De 26 de janeiro até agora, o "Timão" de Vítor Pereira fez 38 jogos. É uma operação de matemática simples: 38 jogos a dividir por 26 semanas resulta em 1,46 partidas por cada sete dias. Em novembro, quando a época expirar, o total poderá rondar os 70 jogos. Enquanto enfrenta estes calendários do demo, o Corinthians vende uma média de quatro titulares por ano, às vezes mais, para cinco ou seis mercados e janelas diferentes. Em 21/22, dois saíram em janeiro, outro em março e o último em junho.

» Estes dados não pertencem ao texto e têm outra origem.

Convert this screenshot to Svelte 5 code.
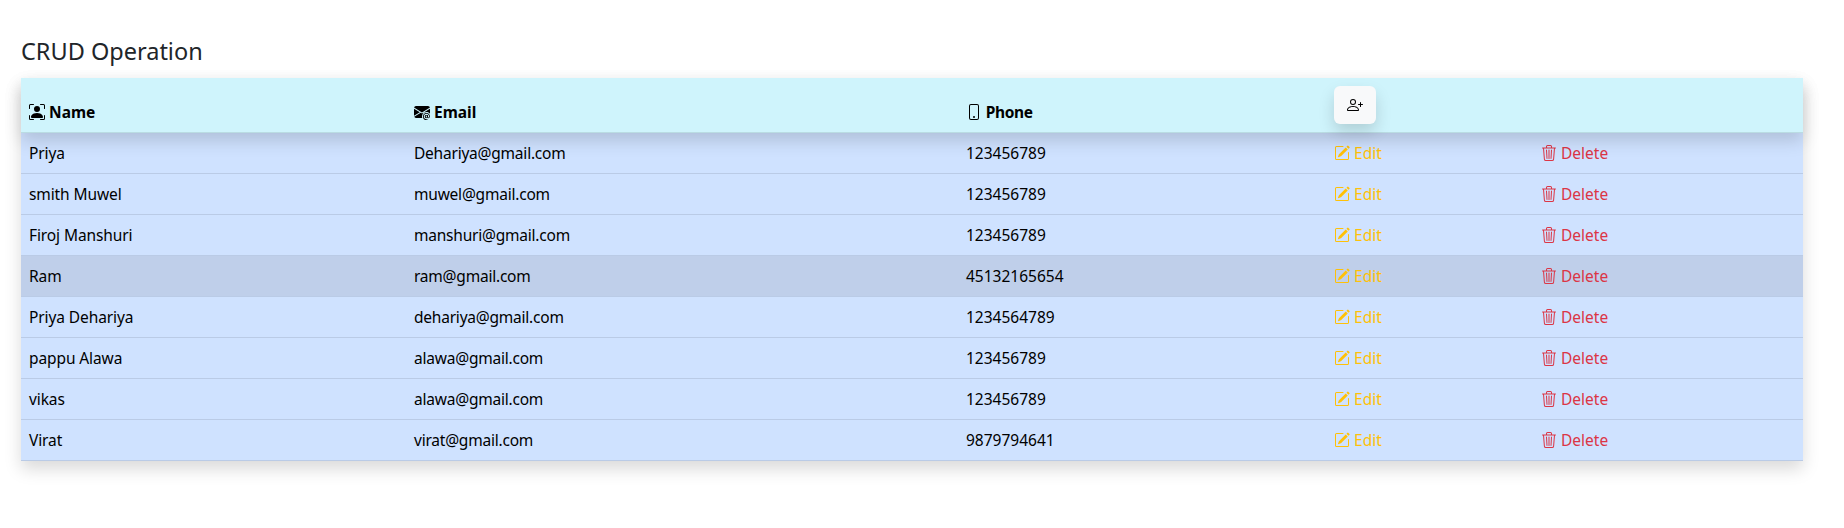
<script>
  const users = [
    { name: "Priya", email: "Dehariya@gmail.com", phone: "123456789" },
    { name: "smith Muwel", email: "muwel@gmail.com", phone: "123456789" },
    { name: "Firoj Manshuri", email: "manshuri@gmail.com", phone: "123456789" },
    { name: "Ram", email: "ram@gmail.com", phone: "45132165654", hover: true },
    { name: "Priya Dehariya", email: "dehariya@gmail.com", phone: "1234564789" },
    { name: "pappu Alawa", email: "alawa@gmail.com", phone: "123456789" },
    { name: "vikas", email: "alawa@gmail.com", phone: "123456789" },
    { name: "Virat", email: "virat@gmail.com", phone: "9879794641" },
  ];
</script>

<div class="page">
  <h4>CRUD Operation</h4>
  <div class="table-wrap">
    <table>
      <colgroup>
        <col class="c-name" />
        <col class="c-email" />
        <col class="c-phone" />
        <col class="c-edit" />
        <col />
      </colgroup>
      <thead>
        <tr>
          <th>
            <svg class="icon" viewBox="0 0 16 16" fill="currentColor">
              <path d="M1.5 1a.5.5 0 0 0-.5.5v3a.5.5 0 0 1-1 0v-3A1.5 1.5 0 0 1 1.5 0h3a.5.5 0 0 1 0 1h-3zM11 .5a.5.5 0 0 1 .5-.5h3A1.5 1.5 0 0 1 16 1.5v3a.5.5 0 0 1-1 0v-3a.5.5 0 0 0-.5-.5h-3a.5.5 0 0 1-.5-.5zM.5 11a.5.5 0 0 1 .5.5v3a.5.5 0 0 0 .5.5h3a.5.5 0 0 1 0 1h-3A1.5 1.5 0 0 1 0 14.5v-3a.5.5 0 0 1 .5-.5zm15 0a.5.5 0 0 1 .5.5v3a1.5 1.5 0 0 1-1.5 1.5h-3a.5.5 0 0 1 0-1h3a.5.5 0 0 0 .5-.5v-3a.5.5 0 0 1 .5-.5z" />
              <path d="M3 14s-1 0-1-1 1-4 6-4 6 3 6 4-1 1-1 1H3zm8-9a3 3 0 1 1-6 0 3 3 0 0 1 6 0z" />
            </svg>
            Name
          </th>
          <th>
            <svg class="icon" viewBox="0 0 16 16" fill="currentColor">
              <path d="M2 2A2 2 0 0 0 .05 3.555L8 8.414l7.95-4.859A2 2 0 0 0 14 2H2Zm-2 9.8V4.698l5.803 3.546L0 11.801Zm6.761-2.97-6.57 4.026A2 2 0 0 0 2 14h6.256A4.493 4.493 0 0 1 8 12.5a4.49 4.49 0 0 1 1.606-3.446l-.367-.225L8 9.586l-1.239-.757ZM16 9.671V4.697l-5.803 3.546.338.208A4.482 4.482 0 0 1 12.5 8c1.414 0 2.675.652 3.5 1.671Z" />
              <path d="M15.834 12.244c0 1.168-.577 2.025-1.587 2.025-.503 0-1.002-.228-1.12-.648h-.043c-.118.416-.543.643-1.015.643-.77 0-1.259-.542-1.259-1.434v-.529c0-.844.481-1.4 1.26-1.4.585 0 .87.333.953.63h.03v-.568h.905v2.19c0 .272.18.42.411.42.315 0 .639-.415.639-1.39v-.118c0-1.277-.95-2.326-2.484-2.326h-.02c-1.582 0-2.64 1.067-2.64 2.724v.157c0 1.867 1.237 2.654 2.57 2.654h.045c.507 0 .935-.07 1.18-.18v.731c-.219.1-.643.175-1.237.175h-.044C10.438 16 9 14.82 9 12.646v-.214C9 10.36 10.421 9 12.485 9h.035c2.12 0 3.314 1.43 3.314 3.034v.21Zm-4.04.21v.227c0 .586.227.8.581.8.31 0 .564-.17.564-.743v-.367c0-.516-.275-.708-.572-.708-.346 0-.573.245-.573.791Z" />
            </svg>
            Email
          </th>
          <th class="phone-head">
            <svg class="icon" viewBox="0 0 16 16" fill="currentColor">
              <path d="M11 1a1 1 0 0 1 1 1v12a1 1 0 0 1-1 1H5a1 1 0 0 1-1-1V2a1 1 0 0 1 1-1h6zM5 0a2 2 0 0 0-2 2v12a2 2 0 0 0 2 2h6a2 2 0 0 0 2-2V2a2 2 0 0 0-2-2H5z" />
              <path d="M8 14a1 1 0 1 0 0-2 1 1 0 0 0 0 2z" />
            </svg>
            Phone
          </th>
          <th>
            <button class="add" aria-label="Add user">
              <svg class="icon" viewBox="0 0 16 16" fill="currentColor">
                <path d="M6 8a3 3 0 1 0 0-6 3 3 0 0 0 0 6zm2-3a2 2 0 1 1-4 0 2 2 0 0 1 4 0zm4 8c0 1-1 1-1 1H1s-1 0-1-1 1-4 6-4 6 3 6 4zm-1-.004c-.001-.246-.154-.986-.832-1.664C9.516 10.68 8.289 10 6 10c-2.29 0-3.516.68-4.168 1.332-.678.678-.83 1.418-.832 1.664h10z" />
                <path d="M13.5 5a.5.5 0 0 1 .5.5V7h1.5a.5.5 0 0 1 0 1H14v1.5a.5.5 0 0 1-1 0V8h-1.5a.5.5 0 0 1 0-1H13V5.5a.5.5 0 0 1 .5-.5z" />
              </svg>
            </button>
          </th>
          <th></th>
        </tr>
      </thead>
      <tbody>
        {#each users as u}
          <tr class:hover={u.hover}>
            <td class="name">{u.name}</td>
            <td class="email">{u.email}</td>
            <td>{u.phone}</td>
            <td class="edit">
              <svg class="icon" viewBox="0 0 16 16" fill="currentColor">
                <path d="M15.502 1.94a.5.5 0 0 1 0 .706L14.459 3.69l-2-2L13.502.646a.5.5 0 0 1 .707 0l1.293 1.293zm-1.75 2.456-2-2L4.939 9.21a.5.5 0 0 0-.121.196l-.805 2.414a.25.25 0 0 0 .316.316l2.414-.805a.5.5 0 0 0 .196-.12l6.813-6.814z" />
                <path fill-rule="evenodd" d="M1 13.5A1.5 1.5 0 0 0 2.5 15h11a1.5 1.5 0 0 0 1.5-1.5v-6a.5.5 0 0 0-1 0v6a.5.5 0 0 1-.5.5h-11a.5.5 0 0 1-.5-.5v-11a.5.5 0 0 1 .5-.5H9a.5.5 0 0 0 0-1H2.5A1.5 1.5 0 0 0 1 2.5v11z" />
              </svg>
              Edit
            </td>
            <td class="delete">
              <svg class="icon" viewBox="0 0 16 16" fill="currentColor">
                <path d="M6.5 1h3a.5.5 0 0 1 .5.5v1H6v-1a.5.5 0 0 1 .5-.5ZM11 2.5v-1A1.5 1.5 0 0 0 9.5 0h-3A1.5 1.5 0 0 0 5 1.5v1H2.506a.58.58 0 0 0-.01 0H1.5a.5.5 0 0 0 0 1h.538l.853 10.66A2 2 0 0 0 4.885 16h6.23a2 2 0 0 0 1.994-1.84l.853-10.66h.538a.5.5 0 0 0 0-1h-.995a.59.59 0 0 0-.01 0H11Zm1.958 1-.846 10.58a1 1 0 0 1-.997.92h-6.23a1 1 0 0 1-.997-.92L3.042 3.5h9.916Zm-7.487 1a.5.5 0 0 1 .528.47l.5 8.5a.5.5 0 0 1-.998.06L5 5.03a.5.5 0 0 1 .47-.53Zm5.058 0a.5.5 0 0 1 .47.53l-.5 8.5a.5.5 0 1 1-.998-.06l.5-8.5a.5.5 0 0 1 .528-.47ZM8 4.5a.5.5 0 0 1 .5.5v8.5a.5.5 0 0 1-1 0V5a.5.5 0 0 1 .5-.5Z" />
              </svg>
              Delete
            </td>
          </tr>
        {/each}
      </tbody>
    </table>
  </div>
</div>

<style>
  :global(body) {
    background: #fff;
    color: #212529;
    font-family: "Noto Sans", sans-serif;
    font-size: 15.5px;
  }
  .page {
    padding: 37px 41px 67px 21px;
  }
  h4 {
    margin: 0 0 12px;
    font-size: 23.5px;
    font-weight: 400;
    line-height: 29px;
  }
  .table-wrap {
    box-shadow: 0 8px 16px rgba(0, 0, 0, 0.15);
  }
  table {
    width: 100%;
    table-layout: fixed;
    border-collapse: separate;
    border-spacing: 0;
  }
  .c-name {
    width: 385px;
  }
  .c-email {
    width: 552px;
  }
  .c-phone {
    width: 368px;
  }
  .c-edit {
    width: 207px;
  }
  thead {
    position: relative;
    z-index: 1;
    background: #cff4fc;
    box-shadow: 0 8px 16px rgba(0, 0, 0, 0.15);
  }
  th {
    padding: 8px;
    height: 38px;
    box-sizing: content-box;
    text-align: left;
    vertical-align: bottom;
    font-weight: 700;
    color: #000;
    line-height: 24px;
    border-bottom: 1px solid #badce3;
  }
  .phone-head {
    letter-spacing: -0.35px;
  }
  tbody {
    background: #cfe2ff;
  }
  td {
    padding: 8px;
    height: 24px;
    box-sizing: content-box;
    line-height: 24px;
    color: #000;
    border-bottom: 1px solid #bacbe6;
    white-space: nowrap;
  }
  tr.hover {
    background: #bfcfea;
  }
  td.name {
    letter-spacing: -0.1px;
  }
  td.email {
    letter-spacing: -0.22px;
  }
  td.edit {
    color: #ffc107;
  }
  td.delete {
    color: #dc3545;
  }
  .icon {
    width: 16px;
    height: 16px;
    vertical-align: -2px;
  }
  .add {
    display: flex;
    align-items: center;
    justify-content: center;
    width: 42px;
    height: 38px;
    padding: 0;
    border: 0;
    border-radius: 6px;
    background: #f8f9fa;
    color: #000;
    box-shadow: 0 8px 16px rgba(0, 0, 0, 0.15);
  }
</style>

Num artigo que me chamou a atenção por ulteriores motivos (já explico), o presidente da Associação Nacional de Agentes escreve no "Record" que "o futebol português é scouting, formação, vitrine [vitrina, na verdade] e venda". "Só assim", afirma, "o futebol português pode sobreviver." Sem discordar completamente disso, diria que, antes do futebol português, quem não sobreviverá são os agentes a que Artur Fernandes preside, ou pelo menos viverão muito melhor com "scouting, formação e vitrine" do que com scouting, formação e "equipes" competitivas. Esses agentes são da mesma estirpe dos que, com o aforismo da "liga vendedora" na ponta da língua, fizeram do Brasileirão o campeonato do caos e da balbúrdia que a situação do Corinthians descreve.
Não ataco os agentes. O futebol seria sempre péssimo se qualquer das suas classes pudesse dirigi-lo sozinha. Se fossem os treinadores, os jogadores teriam antenas na cabeça e sofreriam eletrochoques quando hesitassem no pressing. Se fossem os jogadores, haveria mercado todo o ano e os contratos seriam escritos em papel solúvel. Se fossem os árbitros, o futebol seria mudo. Se fosse o público, as estrelas teriam vínculos de cem anos, sem hipótese de rescisão. Se fossem os jornalistas, nos balneários só haveria paredes de vidro. Mas quando um agente, perdão, um presidente dos agentes fala na venda dos miúdos da formação (até aqui "nem sequer considerados") como "a salvação das SAD" e condena as cláusulas de rescisão "abusivamente elevadas, nada conformes com a proporção dos salários dos atletas", penso no paraíso que seria um futuro brasileiro para Portugal. Um sítio onde as cláusulas de rescisão respeitassem "a proporção dos salários dos atletas", mas onde as comissões dos agentes continuassem a não precisar de o fazer.
Sabem quantos anos de salário de Vitinha e Fábio Vieira (juntos) cabem nos 10 por cento de comissão das suas transferências? Doze e meio. Cinquenta se considerarmos o salário de diplomata (10 mil mensais), que é o mais alto da função pública.